**Given problem:**
From the records below, please print only the lines from the one containing "What React, TypeScript" through the one containing "import React from", both included. Skip the pictures.

**Dataset rows:**

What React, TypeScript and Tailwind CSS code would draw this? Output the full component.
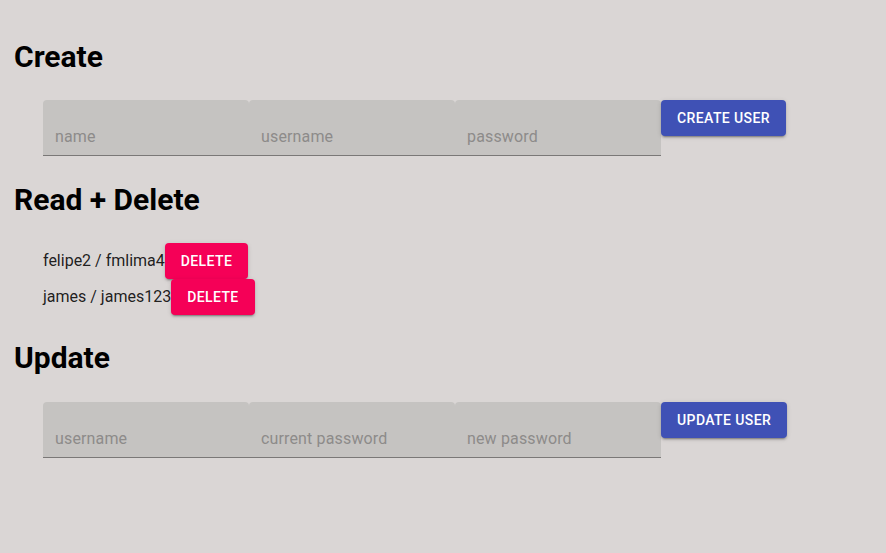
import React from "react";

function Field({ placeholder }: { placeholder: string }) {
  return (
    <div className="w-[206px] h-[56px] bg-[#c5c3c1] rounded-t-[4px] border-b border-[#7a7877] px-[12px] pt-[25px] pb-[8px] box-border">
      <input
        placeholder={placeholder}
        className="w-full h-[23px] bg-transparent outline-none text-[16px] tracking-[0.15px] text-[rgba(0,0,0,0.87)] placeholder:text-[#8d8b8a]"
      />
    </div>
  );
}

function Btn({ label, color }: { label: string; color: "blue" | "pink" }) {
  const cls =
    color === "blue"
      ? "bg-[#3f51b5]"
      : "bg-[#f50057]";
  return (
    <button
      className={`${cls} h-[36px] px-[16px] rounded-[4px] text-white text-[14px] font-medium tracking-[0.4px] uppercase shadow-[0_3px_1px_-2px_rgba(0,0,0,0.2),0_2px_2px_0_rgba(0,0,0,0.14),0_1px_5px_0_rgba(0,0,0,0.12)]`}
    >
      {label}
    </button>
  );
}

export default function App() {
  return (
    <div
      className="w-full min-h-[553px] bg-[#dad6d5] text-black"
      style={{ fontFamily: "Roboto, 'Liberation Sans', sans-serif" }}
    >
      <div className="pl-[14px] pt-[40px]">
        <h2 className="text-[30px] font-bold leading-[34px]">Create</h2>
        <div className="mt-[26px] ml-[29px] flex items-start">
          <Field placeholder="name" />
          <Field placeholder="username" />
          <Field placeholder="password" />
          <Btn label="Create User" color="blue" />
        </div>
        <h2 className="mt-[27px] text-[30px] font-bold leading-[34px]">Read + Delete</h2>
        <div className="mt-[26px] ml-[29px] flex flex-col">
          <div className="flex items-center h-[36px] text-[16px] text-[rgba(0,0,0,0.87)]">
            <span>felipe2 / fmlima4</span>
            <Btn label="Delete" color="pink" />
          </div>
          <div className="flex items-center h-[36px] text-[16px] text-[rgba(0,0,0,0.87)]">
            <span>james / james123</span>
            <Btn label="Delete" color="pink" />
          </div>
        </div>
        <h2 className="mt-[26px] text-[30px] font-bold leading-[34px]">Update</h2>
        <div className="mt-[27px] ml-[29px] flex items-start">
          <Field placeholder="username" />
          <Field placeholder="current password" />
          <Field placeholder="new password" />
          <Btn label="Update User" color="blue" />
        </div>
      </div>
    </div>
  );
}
---
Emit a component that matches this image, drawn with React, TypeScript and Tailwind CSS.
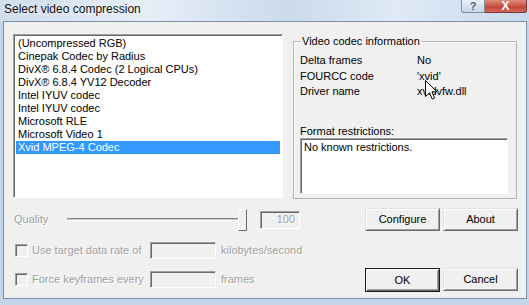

**Problem solution:**
What React, TypeScript and Tailwind CSS code would draw this? Output the full component.
import React from "react";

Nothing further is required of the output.